REQUIRED WORK →
Everything from the line with "Rebuild this screenshot" through the line with "grid-area: 1 /", inclusive, should be repeated exactly, except the pictures.

TASK MATERIAL →
§ §

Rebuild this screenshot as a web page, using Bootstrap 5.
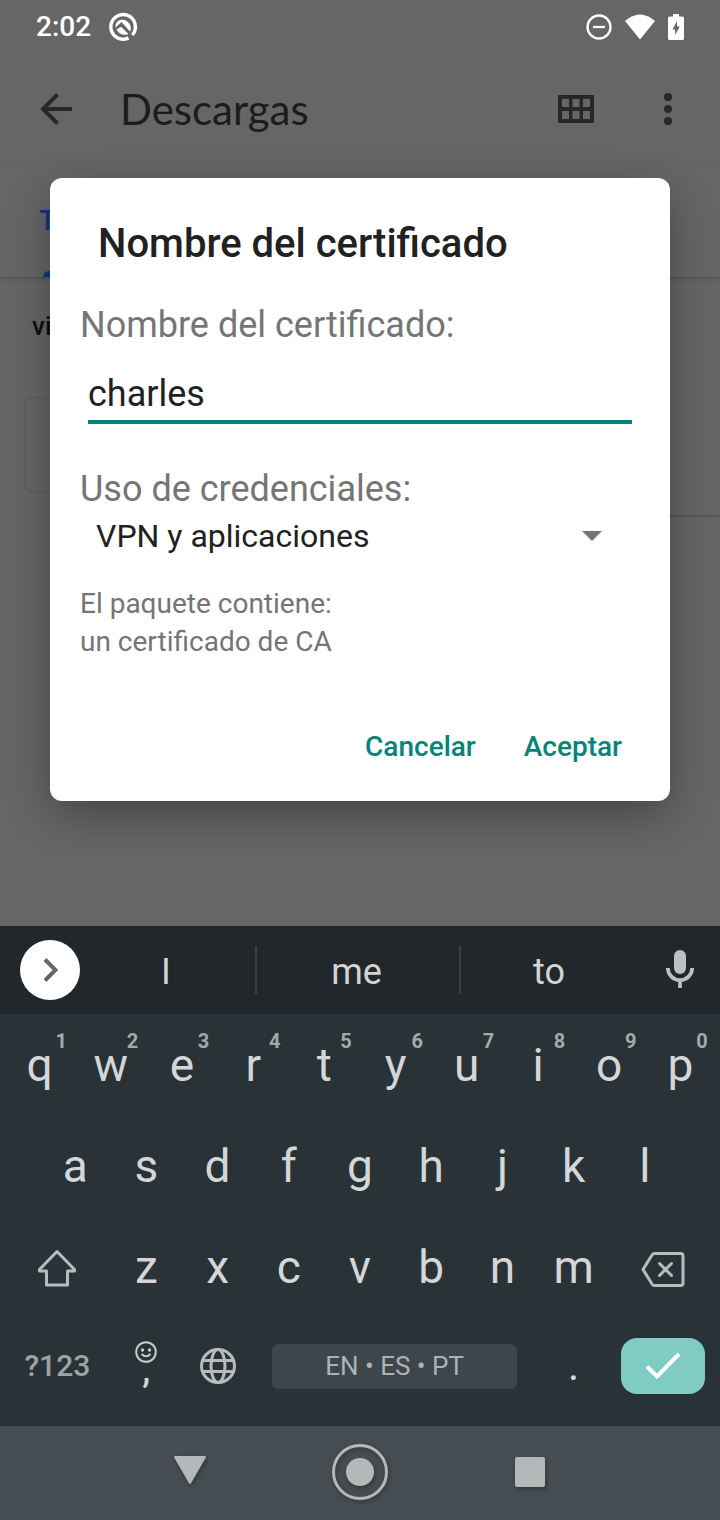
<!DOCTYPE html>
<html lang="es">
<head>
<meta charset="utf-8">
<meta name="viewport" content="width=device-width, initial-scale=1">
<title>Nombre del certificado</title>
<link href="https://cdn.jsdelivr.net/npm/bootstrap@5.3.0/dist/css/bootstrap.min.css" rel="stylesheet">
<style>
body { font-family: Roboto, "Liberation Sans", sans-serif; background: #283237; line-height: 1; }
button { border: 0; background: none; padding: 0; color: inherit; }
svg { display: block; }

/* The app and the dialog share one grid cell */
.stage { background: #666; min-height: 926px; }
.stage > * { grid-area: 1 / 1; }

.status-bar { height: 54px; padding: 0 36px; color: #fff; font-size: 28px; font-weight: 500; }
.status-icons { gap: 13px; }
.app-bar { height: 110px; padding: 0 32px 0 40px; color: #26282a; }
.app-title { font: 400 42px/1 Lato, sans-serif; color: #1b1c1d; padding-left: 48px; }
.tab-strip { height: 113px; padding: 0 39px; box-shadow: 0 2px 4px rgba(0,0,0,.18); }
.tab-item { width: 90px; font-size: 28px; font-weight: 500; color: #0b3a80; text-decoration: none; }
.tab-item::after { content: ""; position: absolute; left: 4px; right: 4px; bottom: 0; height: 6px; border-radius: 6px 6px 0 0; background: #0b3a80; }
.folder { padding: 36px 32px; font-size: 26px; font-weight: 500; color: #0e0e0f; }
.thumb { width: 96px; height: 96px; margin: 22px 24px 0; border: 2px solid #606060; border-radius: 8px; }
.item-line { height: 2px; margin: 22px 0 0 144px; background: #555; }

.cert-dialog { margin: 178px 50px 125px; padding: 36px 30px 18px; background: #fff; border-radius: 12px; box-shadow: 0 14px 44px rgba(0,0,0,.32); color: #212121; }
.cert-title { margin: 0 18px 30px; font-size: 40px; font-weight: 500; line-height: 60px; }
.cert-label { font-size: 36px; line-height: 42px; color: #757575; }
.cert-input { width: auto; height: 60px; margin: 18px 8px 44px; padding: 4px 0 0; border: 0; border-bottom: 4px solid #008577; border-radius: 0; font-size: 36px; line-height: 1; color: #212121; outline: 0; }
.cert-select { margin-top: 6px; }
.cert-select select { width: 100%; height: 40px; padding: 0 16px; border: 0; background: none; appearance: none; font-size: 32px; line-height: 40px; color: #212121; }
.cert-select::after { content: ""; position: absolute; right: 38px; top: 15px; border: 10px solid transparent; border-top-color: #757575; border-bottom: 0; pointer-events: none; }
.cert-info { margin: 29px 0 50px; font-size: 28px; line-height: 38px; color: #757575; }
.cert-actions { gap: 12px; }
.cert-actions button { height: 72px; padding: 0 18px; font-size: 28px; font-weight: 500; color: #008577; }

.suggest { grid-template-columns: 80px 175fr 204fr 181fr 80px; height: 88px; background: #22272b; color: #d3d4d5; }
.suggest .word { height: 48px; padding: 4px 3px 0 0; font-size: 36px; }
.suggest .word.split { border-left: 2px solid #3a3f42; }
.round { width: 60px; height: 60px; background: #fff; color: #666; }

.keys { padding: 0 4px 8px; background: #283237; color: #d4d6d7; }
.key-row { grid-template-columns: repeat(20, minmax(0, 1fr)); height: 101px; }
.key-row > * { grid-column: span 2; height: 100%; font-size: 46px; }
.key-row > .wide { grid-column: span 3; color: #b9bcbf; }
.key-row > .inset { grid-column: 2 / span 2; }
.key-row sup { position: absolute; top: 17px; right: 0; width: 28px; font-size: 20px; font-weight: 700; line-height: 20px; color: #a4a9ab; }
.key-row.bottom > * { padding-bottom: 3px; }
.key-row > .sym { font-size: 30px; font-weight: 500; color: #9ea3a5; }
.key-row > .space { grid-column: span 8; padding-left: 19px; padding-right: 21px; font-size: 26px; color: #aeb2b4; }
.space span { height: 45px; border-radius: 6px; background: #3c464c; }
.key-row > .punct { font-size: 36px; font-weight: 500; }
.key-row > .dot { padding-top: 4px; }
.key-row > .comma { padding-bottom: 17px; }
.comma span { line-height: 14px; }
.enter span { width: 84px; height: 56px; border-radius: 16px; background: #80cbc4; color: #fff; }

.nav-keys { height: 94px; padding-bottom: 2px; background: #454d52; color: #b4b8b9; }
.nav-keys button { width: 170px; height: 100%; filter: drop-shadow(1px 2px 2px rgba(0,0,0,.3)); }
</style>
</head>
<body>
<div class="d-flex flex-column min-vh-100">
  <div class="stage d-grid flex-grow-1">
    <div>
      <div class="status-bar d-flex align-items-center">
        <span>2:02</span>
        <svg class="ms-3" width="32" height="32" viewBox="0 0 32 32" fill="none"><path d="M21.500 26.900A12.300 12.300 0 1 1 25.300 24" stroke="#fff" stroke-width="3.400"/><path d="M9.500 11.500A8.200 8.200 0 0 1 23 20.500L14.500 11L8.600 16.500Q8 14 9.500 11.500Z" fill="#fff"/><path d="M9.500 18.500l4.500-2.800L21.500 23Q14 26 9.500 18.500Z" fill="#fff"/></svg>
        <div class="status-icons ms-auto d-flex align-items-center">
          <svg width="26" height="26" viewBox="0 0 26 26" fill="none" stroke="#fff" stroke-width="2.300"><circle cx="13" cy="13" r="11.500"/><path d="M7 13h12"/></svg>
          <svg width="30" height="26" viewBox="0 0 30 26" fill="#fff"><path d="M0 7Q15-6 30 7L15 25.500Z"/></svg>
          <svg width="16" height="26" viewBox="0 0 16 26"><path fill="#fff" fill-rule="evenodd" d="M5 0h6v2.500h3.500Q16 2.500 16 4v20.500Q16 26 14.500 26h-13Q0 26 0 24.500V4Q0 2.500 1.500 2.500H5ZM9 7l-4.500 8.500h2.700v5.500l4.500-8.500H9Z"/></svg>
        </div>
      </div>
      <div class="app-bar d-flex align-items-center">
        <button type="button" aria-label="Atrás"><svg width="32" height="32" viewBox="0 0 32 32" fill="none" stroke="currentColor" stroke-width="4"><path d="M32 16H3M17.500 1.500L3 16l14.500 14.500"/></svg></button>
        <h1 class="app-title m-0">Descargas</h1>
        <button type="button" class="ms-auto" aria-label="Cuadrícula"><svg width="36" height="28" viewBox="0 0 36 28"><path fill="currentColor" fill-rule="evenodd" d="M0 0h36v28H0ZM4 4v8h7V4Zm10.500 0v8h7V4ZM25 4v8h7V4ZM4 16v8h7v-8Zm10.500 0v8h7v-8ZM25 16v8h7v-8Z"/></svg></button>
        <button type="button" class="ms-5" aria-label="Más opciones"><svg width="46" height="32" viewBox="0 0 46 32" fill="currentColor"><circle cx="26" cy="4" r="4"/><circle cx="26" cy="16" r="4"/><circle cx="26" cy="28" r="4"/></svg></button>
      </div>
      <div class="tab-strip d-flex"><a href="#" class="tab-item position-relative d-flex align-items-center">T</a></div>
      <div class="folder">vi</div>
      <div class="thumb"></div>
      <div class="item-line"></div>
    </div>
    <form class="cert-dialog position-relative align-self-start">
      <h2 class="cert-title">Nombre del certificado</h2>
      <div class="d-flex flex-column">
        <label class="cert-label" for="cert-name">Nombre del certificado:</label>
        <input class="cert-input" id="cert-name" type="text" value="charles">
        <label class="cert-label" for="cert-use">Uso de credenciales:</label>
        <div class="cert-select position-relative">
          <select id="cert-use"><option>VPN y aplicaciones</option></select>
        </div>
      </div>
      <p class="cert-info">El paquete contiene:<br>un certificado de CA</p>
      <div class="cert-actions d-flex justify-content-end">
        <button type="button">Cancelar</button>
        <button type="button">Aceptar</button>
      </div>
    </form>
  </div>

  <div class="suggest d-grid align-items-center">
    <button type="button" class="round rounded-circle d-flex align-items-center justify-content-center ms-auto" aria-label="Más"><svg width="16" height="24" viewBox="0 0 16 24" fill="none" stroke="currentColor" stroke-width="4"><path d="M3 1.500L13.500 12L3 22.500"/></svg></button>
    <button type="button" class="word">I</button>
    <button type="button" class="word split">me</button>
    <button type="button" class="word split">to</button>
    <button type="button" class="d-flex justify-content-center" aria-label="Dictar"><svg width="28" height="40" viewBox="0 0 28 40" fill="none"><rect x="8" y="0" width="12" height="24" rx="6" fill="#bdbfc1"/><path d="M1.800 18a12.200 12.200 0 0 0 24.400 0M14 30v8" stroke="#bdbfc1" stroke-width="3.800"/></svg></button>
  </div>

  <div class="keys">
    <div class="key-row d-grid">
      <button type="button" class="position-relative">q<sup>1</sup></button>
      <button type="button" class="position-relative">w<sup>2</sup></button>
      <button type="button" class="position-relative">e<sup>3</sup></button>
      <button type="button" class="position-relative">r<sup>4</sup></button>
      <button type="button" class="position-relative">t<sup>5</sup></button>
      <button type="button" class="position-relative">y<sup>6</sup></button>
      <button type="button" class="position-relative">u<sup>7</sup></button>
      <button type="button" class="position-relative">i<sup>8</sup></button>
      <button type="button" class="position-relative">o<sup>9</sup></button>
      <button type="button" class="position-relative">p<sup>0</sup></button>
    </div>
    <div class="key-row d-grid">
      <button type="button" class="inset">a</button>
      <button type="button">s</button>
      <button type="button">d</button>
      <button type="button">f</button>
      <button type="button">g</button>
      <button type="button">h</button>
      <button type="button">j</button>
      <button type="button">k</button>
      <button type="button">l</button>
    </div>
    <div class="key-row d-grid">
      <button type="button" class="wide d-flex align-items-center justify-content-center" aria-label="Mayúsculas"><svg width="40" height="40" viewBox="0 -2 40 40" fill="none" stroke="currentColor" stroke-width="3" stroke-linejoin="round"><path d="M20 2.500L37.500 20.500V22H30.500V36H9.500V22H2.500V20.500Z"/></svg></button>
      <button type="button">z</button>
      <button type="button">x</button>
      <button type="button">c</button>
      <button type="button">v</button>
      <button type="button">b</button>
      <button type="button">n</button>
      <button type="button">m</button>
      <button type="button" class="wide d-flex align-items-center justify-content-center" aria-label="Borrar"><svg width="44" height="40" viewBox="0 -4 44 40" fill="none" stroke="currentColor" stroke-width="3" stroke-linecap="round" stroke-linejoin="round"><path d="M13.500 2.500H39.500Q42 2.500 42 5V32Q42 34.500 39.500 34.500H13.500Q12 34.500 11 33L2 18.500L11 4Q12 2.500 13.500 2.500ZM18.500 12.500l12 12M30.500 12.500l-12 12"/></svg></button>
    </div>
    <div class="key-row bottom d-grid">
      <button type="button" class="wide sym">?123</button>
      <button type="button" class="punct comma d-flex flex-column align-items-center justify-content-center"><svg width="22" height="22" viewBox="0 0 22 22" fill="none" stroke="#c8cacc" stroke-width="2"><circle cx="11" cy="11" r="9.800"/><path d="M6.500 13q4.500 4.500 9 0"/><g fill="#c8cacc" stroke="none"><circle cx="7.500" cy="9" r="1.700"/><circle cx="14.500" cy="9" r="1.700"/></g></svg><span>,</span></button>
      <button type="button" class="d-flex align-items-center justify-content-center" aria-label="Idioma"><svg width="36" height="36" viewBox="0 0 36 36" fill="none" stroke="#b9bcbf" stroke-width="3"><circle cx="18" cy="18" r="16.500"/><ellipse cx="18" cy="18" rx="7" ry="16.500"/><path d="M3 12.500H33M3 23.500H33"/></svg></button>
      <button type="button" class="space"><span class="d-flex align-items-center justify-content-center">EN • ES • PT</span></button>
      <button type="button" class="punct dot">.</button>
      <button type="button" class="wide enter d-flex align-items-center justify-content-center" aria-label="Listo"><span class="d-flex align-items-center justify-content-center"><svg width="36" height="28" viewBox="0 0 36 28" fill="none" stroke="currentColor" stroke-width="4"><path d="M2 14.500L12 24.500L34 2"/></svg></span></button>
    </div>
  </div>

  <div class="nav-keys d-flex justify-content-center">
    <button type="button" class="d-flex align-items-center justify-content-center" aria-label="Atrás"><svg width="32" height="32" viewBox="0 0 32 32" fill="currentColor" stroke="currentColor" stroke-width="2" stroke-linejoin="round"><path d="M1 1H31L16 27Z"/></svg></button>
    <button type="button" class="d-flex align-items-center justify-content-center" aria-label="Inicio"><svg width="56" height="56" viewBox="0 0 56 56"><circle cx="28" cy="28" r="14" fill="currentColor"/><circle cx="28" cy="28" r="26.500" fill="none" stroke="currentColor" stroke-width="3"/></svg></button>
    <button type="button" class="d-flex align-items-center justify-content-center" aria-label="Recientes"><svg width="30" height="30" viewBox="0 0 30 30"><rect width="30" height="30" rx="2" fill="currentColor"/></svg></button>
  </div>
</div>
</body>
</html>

§ §

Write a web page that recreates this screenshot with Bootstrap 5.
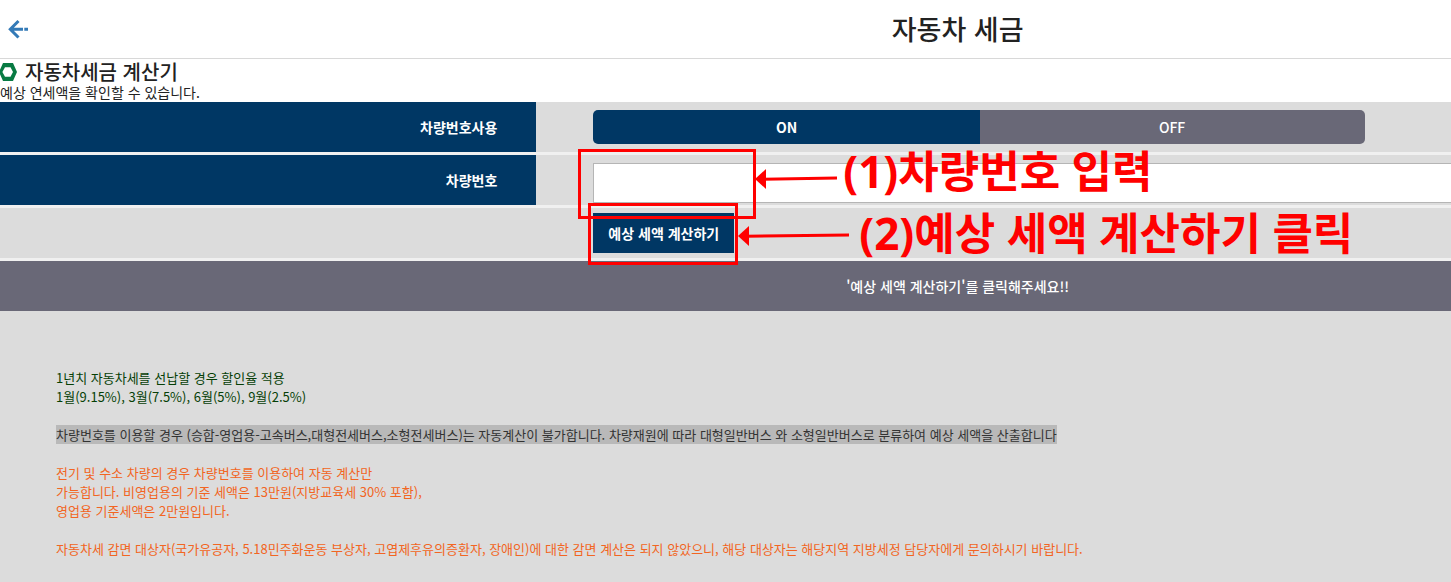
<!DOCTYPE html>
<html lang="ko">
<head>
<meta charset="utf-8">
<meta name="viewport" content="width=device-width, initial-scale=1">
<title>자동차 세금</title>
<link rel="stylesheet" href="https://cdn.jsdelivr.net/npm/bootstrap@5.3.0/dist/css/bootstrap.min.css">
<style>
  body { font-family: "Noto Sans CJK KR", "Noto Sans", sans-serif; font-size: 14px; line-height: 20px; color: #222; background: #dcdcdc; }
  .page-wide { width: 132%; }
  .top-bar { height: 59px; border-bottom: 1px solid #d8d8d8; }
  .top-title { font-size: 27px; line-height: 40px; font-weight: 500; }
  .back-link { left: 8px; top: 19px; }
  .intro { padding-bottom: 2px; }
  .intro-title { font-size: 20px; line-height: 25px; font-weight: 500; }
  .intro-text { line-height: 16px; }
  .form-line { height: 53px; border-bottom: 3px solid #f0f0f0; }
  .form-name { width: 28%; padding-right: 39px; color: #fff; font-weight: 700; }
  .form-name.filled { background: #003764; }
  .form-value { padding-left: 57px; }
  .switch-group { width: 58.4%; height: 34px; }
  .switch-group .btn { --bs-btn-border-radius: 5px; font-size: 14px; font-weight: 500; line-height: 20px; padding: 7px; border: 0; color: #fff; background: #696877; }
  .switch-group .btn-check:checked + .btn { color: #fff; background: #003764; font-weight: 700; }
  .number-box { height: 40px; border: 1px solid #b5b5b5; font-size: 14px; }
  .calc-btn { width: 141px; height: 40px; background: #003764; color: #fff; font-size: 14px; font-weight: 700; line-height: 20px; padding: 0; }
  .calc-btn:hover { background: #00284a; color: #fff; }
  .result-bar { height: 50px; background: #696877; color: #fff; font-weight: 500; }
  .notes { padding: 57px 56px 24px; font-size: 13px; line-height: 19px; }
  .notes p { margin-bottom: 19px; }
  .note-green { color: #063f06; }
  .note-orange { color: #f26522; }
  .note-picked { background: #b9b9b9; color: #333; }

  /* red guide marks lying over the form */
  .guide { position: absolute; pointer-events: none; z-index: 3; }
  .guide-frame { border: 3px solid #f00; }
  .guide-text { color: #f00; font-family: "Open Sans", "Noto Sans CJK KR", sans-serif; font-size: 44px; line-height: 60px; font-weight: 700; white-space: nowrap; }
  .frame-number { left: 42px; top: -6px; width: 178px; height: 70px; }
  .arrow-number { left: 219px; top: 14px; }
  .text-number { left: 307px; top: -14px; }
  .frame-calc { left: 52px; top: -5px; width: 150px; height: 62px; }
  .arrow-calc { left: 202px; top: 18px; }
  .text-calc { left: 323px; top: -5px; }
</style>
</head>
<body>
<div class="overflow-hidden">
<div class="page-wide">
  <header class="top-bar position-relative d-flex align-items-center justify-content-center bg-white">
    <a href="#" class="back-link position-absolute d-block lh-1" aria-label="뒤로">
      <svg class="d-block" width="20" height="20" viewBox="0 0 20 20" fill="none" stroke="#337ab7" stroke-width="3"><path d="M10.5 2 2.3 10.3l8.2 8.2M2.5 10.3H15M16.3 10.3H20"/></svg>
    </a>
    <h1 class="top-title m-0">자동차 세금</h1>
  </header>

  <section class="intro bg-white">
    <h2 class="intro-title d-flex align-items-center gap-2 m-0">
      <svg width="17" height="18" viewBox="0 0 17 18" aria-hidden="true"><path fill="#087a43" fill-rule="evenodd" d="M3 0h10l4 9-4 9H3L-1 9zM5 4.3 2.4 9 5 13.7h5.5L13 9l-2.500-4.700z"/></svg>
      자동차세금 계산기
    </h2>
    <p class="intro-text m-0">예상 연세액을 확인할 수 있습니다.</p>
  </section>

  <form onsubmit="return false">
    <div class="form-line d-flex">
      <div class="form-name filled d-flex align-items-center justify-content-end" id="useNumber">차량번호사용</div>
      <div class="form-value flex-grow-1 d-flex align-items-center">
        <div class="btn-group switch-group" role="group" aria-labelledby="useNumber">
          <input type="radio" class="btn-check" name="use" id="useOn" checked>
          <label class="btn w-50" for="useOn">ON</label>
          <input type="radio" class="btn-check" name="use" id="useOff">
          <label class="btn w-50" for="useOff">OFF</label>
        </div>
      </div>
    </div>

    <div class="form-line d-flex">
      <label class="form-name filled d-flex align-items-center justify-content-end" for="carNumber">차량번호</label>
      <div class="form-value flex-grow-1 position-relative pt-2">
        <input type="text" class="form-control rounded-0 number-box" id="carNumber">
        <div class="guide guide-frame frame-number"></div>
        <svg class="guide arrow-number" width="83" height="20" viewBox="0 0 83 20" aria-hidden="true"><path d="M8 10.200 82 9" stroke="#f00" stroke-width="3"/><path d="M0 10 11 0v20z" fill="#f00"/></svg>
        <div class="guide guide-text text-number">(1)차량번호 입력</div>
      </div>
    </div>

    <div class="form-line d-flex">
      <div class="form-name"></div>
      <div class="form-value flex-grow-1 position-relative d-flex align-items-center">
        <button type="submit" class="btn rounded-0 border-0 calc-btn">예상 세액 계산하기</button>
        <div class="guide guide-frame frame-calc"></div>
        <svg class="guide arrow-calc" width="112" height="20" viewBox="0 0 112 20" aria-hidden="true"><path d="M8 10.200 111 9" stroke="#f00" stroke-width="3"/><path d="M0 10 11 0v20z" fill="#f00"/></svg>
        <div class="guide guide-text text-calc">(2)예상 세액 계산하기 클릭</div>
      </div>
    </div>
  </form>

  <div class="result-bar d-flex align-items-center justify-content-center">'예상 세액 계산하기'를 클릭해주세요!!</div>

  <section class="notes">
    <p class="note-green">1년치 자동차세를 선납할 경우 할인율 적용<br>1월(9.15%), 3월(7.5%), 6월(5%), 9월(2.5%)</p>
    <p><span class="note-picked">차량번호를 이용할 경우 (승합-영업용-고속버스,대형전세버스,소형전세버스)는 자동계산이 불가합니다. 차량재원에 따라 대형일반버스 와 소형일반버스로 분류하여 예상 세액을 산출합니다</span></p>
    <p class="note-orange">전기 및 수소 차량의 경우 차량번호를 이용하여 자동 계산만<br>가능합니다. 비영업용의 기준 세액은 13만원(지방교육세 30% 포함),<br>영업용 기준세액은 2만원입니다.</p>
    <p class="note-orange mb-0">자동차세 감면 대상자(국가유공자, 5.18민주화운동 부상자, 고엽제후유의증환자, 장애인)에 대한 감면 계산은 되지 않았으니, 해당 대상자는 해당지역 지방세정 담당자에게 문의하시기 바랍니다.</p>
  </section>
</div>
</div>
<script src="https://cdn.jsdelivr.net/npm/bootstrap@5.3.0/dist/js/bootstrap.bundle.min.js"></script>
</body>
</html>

§ §

OUTPUT →
Rebuild this screenshot as a web page, using Bootstrap 5.
<!DOCTYPE html>
<html lang="es">
<head>
<meta charset="utf-8">
<meta name="viewport" content="width=device-width, initial-scale=1">
<title>Nombre del certificado</title>
<link href="https://cdn.jsdelivr.net/npm/bootstrap@5.3.0/dist/css/bootstrap.min.css" rel="stylesheet">
<style>
body { font-family: Roboto, "Liberation Sans", sans-serif; background: #283237; line-height: 1; }
button { border: 0; background: none; padding: 0; color: inherit; }
svg { display: block; }

/* The app and the dialog share one grid cell */
.stage { background: #666; min-height: 926px; }
.stage > * { grid-area: 1 / 1; }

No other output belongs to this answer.